The second nice thing about Register
is that it works for any type. We started with mutability that was specific to Counter
, and in many ways we refactored the whole concept of shared mutability into a separate class altogether. I could wave my hands and mutter something about the SOLID principles here, but the point is that Counter
is now simpler in a very real sense5, and the concept of shared mutability is both centralized and reusable.
At this point, I hope it’s clear that without identity, we couldn’t have shared mutability. We could still have local mutability, but we can always replace a mutable local with a series of immutable locals (even if it can get quite complex), so local mutability is actually a pretty weak capability.
While shared mutability requires identity, we haven’t established that shared mutability is the only thing we can do with object identity. In fact, identity can be useful even in the absence of state and behavior.
Unforgeable identity
In Java, object identity is stronger than local variable identity in two respects. First, only the immediate scope of the variable can access it; there is no way to give a called method access to that variable. Second, we cannot check if two variables are the same variable; it almost makes no sense to ask for such a thing! However, you can do both of these things with objects.

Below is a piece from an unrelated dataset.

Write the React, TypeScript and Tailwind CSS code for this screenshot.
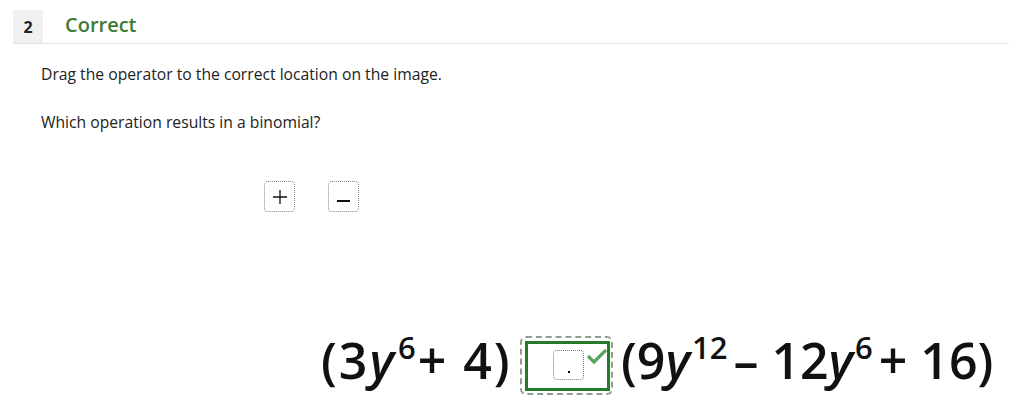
import React from "react";

const Sup = ({ children }: { children: React.ReactNode }) => (
  <span className="text-[31px] leading-none self-start mt-[2px] ml-[2px]">{children}</span>
);

export default function App() {
  return (
    <div className="w-[1009px] h-[403px] bg-white overflow-hidden" style={{ fontFamily: '"Open Sans", sans-serif' }}>
      <div className="pt-[10px] pl-[13px]">
        <div className="flex items-stretch border-b border-[#e3e3e3] h-[34px]">
          <div className="w-[30px] bg-[#f0f0f0] flex items-center justify-center text-[16px] font-bold text-[#222]">2</div>
          <div className="pl-[22px] flex items-center text-[20px] font-semibold text-[#3f7a35] leading-none pb-[4px]">Correct</div>
        </div>
      </div>
      <div className="pl-[41px] text-[15.7px] text-[#222]">
        <p className="mt-[20px] leading-[20px]">Drag the operator to the correct location on the image.</p>
        <p className="mt-[28px] leading-[20px]">Which operation results in a binomial?</p>
      </div>
      <div className="flex gap-[33px] pl-[264px] mt-[49px]">
        <div className="w-[31px] h-[31px] border border-dotted border-[#888] rounded-[4px] flex items-center justify-center">
          <svg width="14" height="14" viewBox="0 0 14 14"><path d="M7 0v14M0 7h14" stroke="#111" strokeWidth="1.3" /></svg>
        </div>
        <div className="w-[31px] h-[31px] border border-dotted border-[#888] rounded-[4px] flex items-end justify-center pb-[9px]">
          <div className="w-[13px] h-[2px] bg-[#111]" />
        </div>
      </div>
      <div className="flex items-start pl-[321px] mt-[118px] text-[#111]" style={{ fontFamily: '"Open Sans", sans-serif', fontWeight: 600 }}>
        <div className="flex items-start text-[50px] leading-[60px] tracking-[2px] w-[199px] shrink-0">
          <span>(3</span><span className="italic">y</span><Sup>6</Sup><span>+ 4)</span>
        </div>
        <div className="relative w-[93px] h-[59px] shrink-0 mt-[6px] border-2 border-dashed border-[#8f9f8f] rounded-[6px]">
          <div className="absolute left-[3px] top-[3px] w-[85px] h-[50px] border-[3.5px] border-[#267a2a]" />
          <div className="absolute left-[31px] top-[12px] w-[31px] h-[30px] border border-dotted border-[#777] rounded-[4px] bg-white flex items-end justify-center pb-[6px]">
            <div className="w-[2px] h-[2px] bg-black" />
          </div>
          <svg className="absolute left-[64px] top-[9px]" width="22" height="18" viewBox="0 0 22 18"><path d="M2 9l6 6L20 3" fill="none" stroke="#5aa55a" strokeWidth="3.2" /></svg>
        </div>
        <div className="flex items-start text-[50px] leading-[60px] ml-[8px] shrink-0">
          <span>(9</span><span className="italic">y</span><Sup>12</Sup><span className="ml-[6px]">– 12</span><span className="italic">y</span><Sup>6</Sup><span className="ml-[6px]">+ 16)</span>
        </div>
      </div>
    </div>
  );
}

Since multiple methods can access the same object, we have shared mutability. But what can we do with the ability to check if two object references are the same? Is that even useful?
Yes. Yes it is.
First, identity-based equality is essential for writing a type-keyed heterogeneous map.
final class TypeMap {
private final Map<Class<?>, Object> map = new HashMap<>();
public void put(Object value) {
this.map.put(value.getClass(), value);
}
@SuppressWarnings("unchecked")
public <T> T get(Class<T> klass) {
return (T) this.map.get(klass);
}
}
final class Main {
public static void main(String[] args) {
final var map = new TypeMap();
map.put("Hello!");
System.out.println(map.get(String.class));
}
}
It’s not obvious here, but HashMap#get
will eventually invoke equals()
to compare the given key with its stored key, and Class#equals
uses reference equality. We can make things a little clearer by avoiding reflection altogether.
final class TokenMap {
private final Map<Token<?>, Object> map = new HashMap<>();
public <T> void put(Token<T> key, T value) {
this.map.put(key, value);
}
@SuppressWarnings("unchecked")
public <T> T get(Token<T> key) {
return (T) this.map.get(key);
}
public static final class Token<T> {}
}
final class Main {
public static void main(String[] args) {
final var map = new TokenMap();
final var key = new TokenMap.Token<String>();
map.put(key, "Hello!");
System.out.println(map.get(key));
}
}
In this case, we’re no longer restricted to one value of any type. We can quite easily construct two distinct tokens with the same type parameter. Either way, the key type carries type information about any associated value, and we recover that type information by comparing the token to one that we stored before. When we compare the given Token<T>
with the stored Token<?>
and discover that they are equal, we know6 that the wildcard is in fact T
, and therefore the value we stored with that token also has type T
.
Moreover, we can safely pass this map around to other parts of the code with full confidence that if they don’t have the exact key that we used here, there’s no way to access the value associated with that key. The Token
type models an unforgeable token, also – especially in the object-oriented domain – known as an object capability7.
The Token
type here has neither state nor behavior; we’re using it purely for its identity, and with nothing at all to do with mutation of its (nonexistent) contents.
Putting it back together
I’d like to close with an example where we consciously use object identity, supporting both mutation in the presence of shared references and token-based access to data.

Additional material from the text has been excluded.